Um exemplo do que deve ser feito, tanto mais importante quanto estamos a lidar com um problema que continua a afligir um número demasiado grande de pessoas nos países em desenvolvimento, ao mesmo tempo que, mesmo nos países mais desenvolvidos, os recursos parecem escassear para combater as novas situações de pobreza associadas com a actual crise económica. Por uma e outra razão, o desenho de políticas apropriadas é, hoje, um imperativo com uma urgência que não parecia existir há apenas uns poucos anos. Recusando a existência de uma receita única e universal, os autores apontam, ainda assim, três erros muito comuns quando se trata de definir políticas de desenvolvimento e combate à pobreza: ideologia, ignorância e inércia. Decidir sem outro conhecimento da realidade que não sejam juízos de valor apriorísticos. Ser incapaz de romper com os padrões estabelecidos ou de inflectir o rumo das políticas. Tudo isto soa familiar, demasiadamente familiar, num país em que o combate à pobreza parece ter donos, e se apresenta contaminado por discursos feitos de ideologia e de generalizações abusivas, de sinal contrário, em que os pobres saem sempre a perder. Com o Mundo desenvolvido dilacerado pela crise e pelos protestos sobre as deficiências de funcionamento e as desigualdades geradas pelo capitalismo, este trabalho é um guia de esperança, com grandes efeitos potenciais. Que seja "business book of the year" mostra quão relevante é o problema.

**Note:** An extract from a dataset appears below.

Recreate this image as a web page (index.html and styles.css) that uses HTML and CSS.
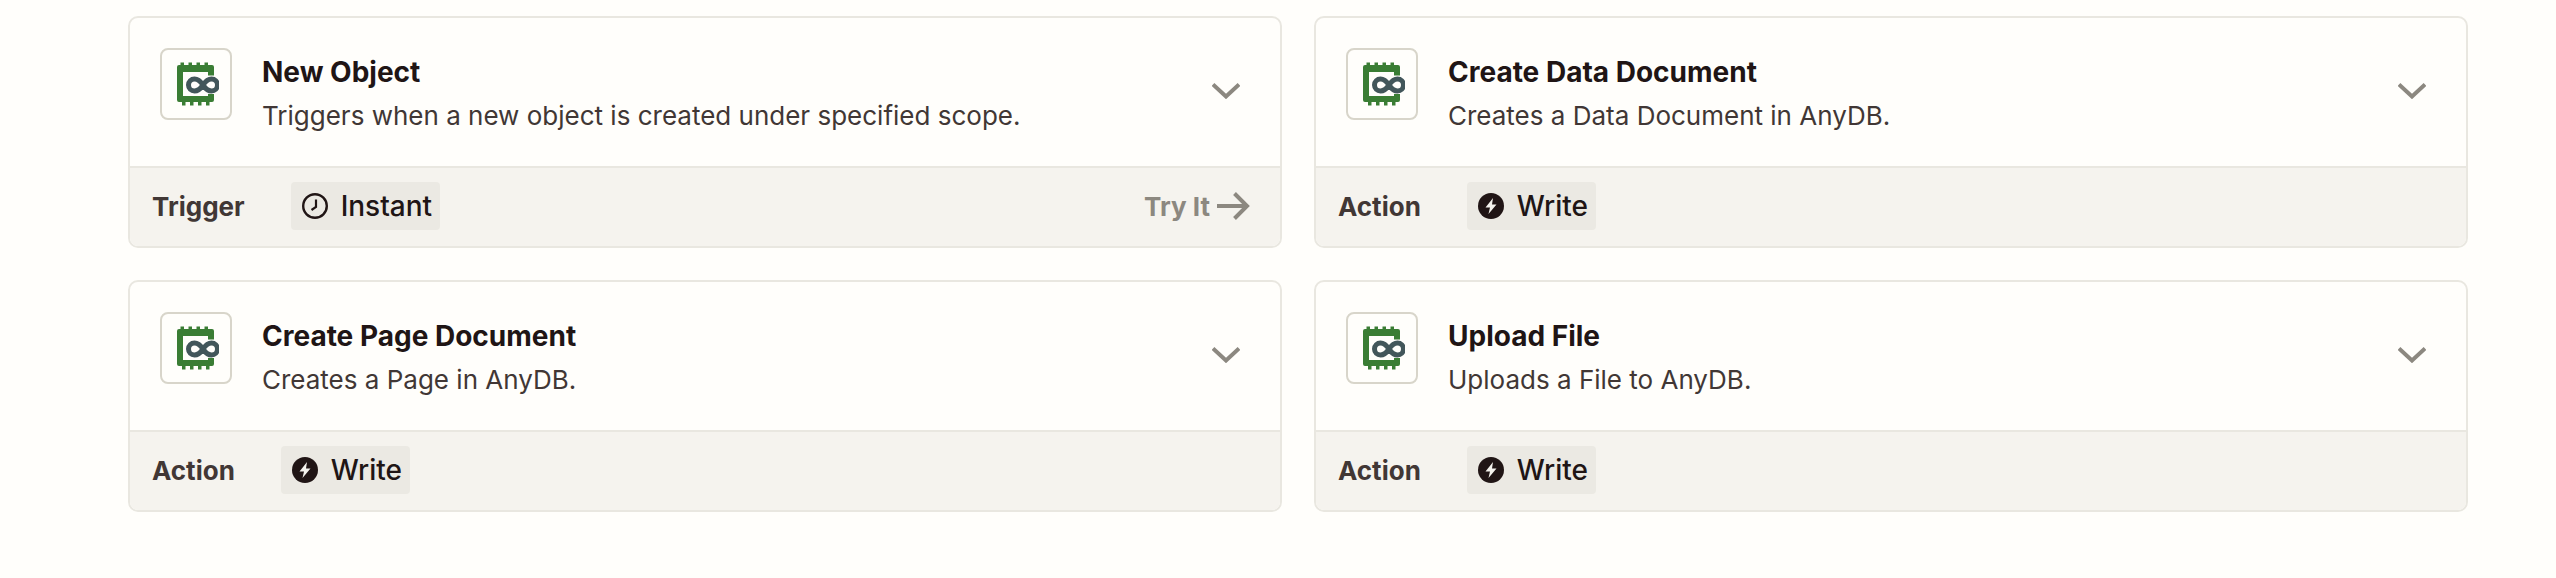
FILE: index.html
```html
<!DOCTYPE html>
<html lang="en">
<head>
<meta charset="utf-8">
<title>AnyDB triggers and actions</title>
<link rel="stylesheet" href="styles.css">
</head>
<body>
<svg class="defs" width="0" height="0" aria-hidden="true">
  <symbol id="logo" viewBox="0 0 46 44">
    <path fill="#3a7d34" fill-rule="evenodd" d="M6 3h1.500V.500h3.500V3h4.500V.500h3.500V3h4.500V.500h3.500V3h4.500V.500h3.500V3H39a2 2 0 0 1 2 2v8.500h-6V10H10v24h25v-2h6v6a2 2 0 0 1-2 2h-2.500v3.500H33V40h-4.500v3.500H25V40h-4.500v3.500H17V40h-4.500v3.500H9V40H6a2 2 0 0 1-2-2V5a2 2 0 0 1 2-2z"/>
    <path fill="none" stroke="#42565a" stroke-width="5" d="M21.500 17a6 6 0 0 0 0 12c4 0 6.500-3 8.500-6s4.500-6 8.500-6a6 6 0 0 1 0 12c-4 0-6.500-3-8.500-6s-4.500-6-8.500-6z"/>
  </symbol>
  <symbol id="bolt" viewBox="0 0 26 26">
    <circle cx="13" cy="13" r="13" fill="#201515"/>
    <path fill="#f4f2ed" d="M15 5 7.500 14.500H12L10.500 21 18.500 11.500H14z"/>
  </symbol>
  <symbol id="clock" viewBox="0 0 26 26">
    <circle cx="13" cy="13" r="11.800" fill="none" stroke="#201515" stroke-width="2.400"/>
    <path fill="none" stroke="#201515" stroke-width="2.200" d="M14 6.500V14L9.500 17"/>
  </symbol>
  <symbol id="chevron" viewBox="0 0 28 16">
    <path fill="none" stroke="#8c8880" stroke-width="4" d="M1 1.500 14 13.500 27 1.500"/>
  </symbol>
  <symbol id="arrow" viewBox="0 0 33 28">
    <path fill="none" stroke="#8c8880" stroke-width="4" d="M0 14h30M17.500 1.500 30 14 17.500 26.500"/>
  </symbol>
</svg>
<main class="grid">
  <article class="card">
    <div class="head">
      <span class="logo-box"><svg class="logo"><use href="#logo"/></svg></span>
      <div class="copy">
        <h3 class="title">New Object</h3>
        <p class="desc">Triggers when a new object is created under specified scope.</p>
      </div>
      <svg class="chevron"><use href="#chevron"/></svg>
    </div>
    <div class="foot">
      <span class="kind">Trigger</span>
      <span class="pill"><svg class="pill-icon"><use href="#clock"/></svg>Instant</span>
      <span class="try">Try It<svg class="arrow"><use href="#arrow"/></svg></span>
    </div>
  </article>
  <article class="card">
    <div class="head">
      <span class="logo-box"><svg class="logo"><use href="#logo"/></svg></span>
      <div class="copy">
        <h3 class="title">Create Data Document</h3>
        <p class="desc">Creates a Data Document in AnyDB.</p>
      </div>
      <svg class="chevron"><use href="#chevron"/></svg>
    </div>
    <div class="foot">
      <span class="kind">Action</span>
      <span class="pill"><svg class="pill-icon"><use href="#bolt"/></svg>Write</span>
    </div>
  </article>
  <article class="card">
    <div class="head">
      <span class="logo-box"><svg class="logo"><use href="#logo"/></svg></span>
      <div class="copy">
        <h3 class="title">Create Page Document</h3>
        <p class="desc">Creates a Page in AnyDB.</p>
      </div>
      <svg class="chevron"><use href="#chevron"/></svg>
    </div>
    <div class="foot">
      <span class="kind">Action</span>
      <span class="pill"><svg class="pill-icon"><use href="#bolt"/></svg>Write</span>
    </div>
  </article>
  <article class="card">
    <div class="head">
      <span class="logo-box"><svg class="logo"><use href="#logo"/></svg></span>
      <div class="copy">
        <h3 class="title">Upload File</h3>
        <p class="desc">Uploads a File to AnyDB.</p>
      </div>
      <svg class="chevron"><use href="#chevron"/></svg>
    </div>
    <div class="foot">
      <span class="kind">Action</span>
      <span class="pill"><svg class="pill-icon"><use href="#bolt"/></svg>Write</span>
    </div>
  </article>
</main>
</body>
</html>
```
FILE: styles.css
```css
* { box-sizing: border-box; }
html, body { height: 100%; }
body {
  margin: 0;
  background: #fffefb;
  font-family: Inter, "Liberation Sans", sans-serif;
  color: #201515;
  overflow: hidden;
}
.defs { position: absolute; }
.grid {
  display: grid;
  grid-template-columns: 1154px 1154px;
  gap: 32px;
  padding: 16px 0 0 128px;
}
.card {
  height: 232px;
  border: 2px solid #e9e7e0;
  border-radius: 10px;
  overflow: hidden;
  display: flex;
  flex-direction: column;
}
.head {
  flex: 1;
  display: flex;
  align-items: flex-start;
  padding: 30px 40px 0 30px;
}
.logo-box {
  width: 72px;
  height: 72px;
  flex: none;
  display: flex;
  align-items: center;
  justify-content: center;
  border: 2px solid #d8d5ca;
  border-radius: 8px;
  background: #fffefb;
}
.logo { width: 46px; height: 44px; flex: none; }
.copy { flex: 1; margin-left: 30px; }
.title {
  margin: 4px 0 0;
  font-size: 28px;
  line-height: 40px;
  font-weight: 700;
}
.desc {
  margin: 6px 0 0;
  font-size: 26px;
  line-height: 36px;
  color: #413735;
}
.chevron { width: 28px; height: 16px; flex: none; margin-top: 35px; }
.foot {
  height: 80px;
  flex: none;
  display: flex;
  align-items: center;
  gap: 46px;
  padding: 0 30px 2px 22px;
  background: #f5f3ee;
  border-top: 2px solid #e9e7e0;
}
.kind { font-size: 26px; font-weight: 700; color: #413735; }
.pill {
  height: 48px;
  display: flex;
  align-items: center;
  gap: 13px;
  padding: 0 8px 0 11px;
  border-radius: 4px;
  background: #ebe9e3;
  font-size: 28px;
  font-weight: 500;
}
.pill-icon { width: 26px; height: 26px; flex: none; }
.try {
  margin-left: auto;
  display: flex;
  align-items: center;
  gap: 7px;
  font-size: 26px;
  font-weight: 700;
  color: #8c8880;
}
.arrow { width: 33px; height: 28px; flex: none; }
```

P. S.: "Basta ir por esse país fora para ver o desperdício de recursos ocorrido em rotundas, pavilhões, etc". Raro é o debate sobre o défice e a dívida em que não se ouça uma tirada como esta. Sobretudo quando envolve pessoas que raramente saem da capital. Tal como no caso das políticas de combate à pobreza, impera a ideologia, a ignorância e a inércia. Mais um i: o interesse. A dívida acumulada pelas autarquias não excederá os 5% do total. O resto é da responsabilidade do Poder Central. E os casos de abuso autárquico, que os houve, são, as mais das vezes, resultado de uma ausência de vontade, ou incapacidade, de controlo por parte de uma administração demasiado centralizada. Não é preciso sair de Lisboa, nem lá ir, para o saber.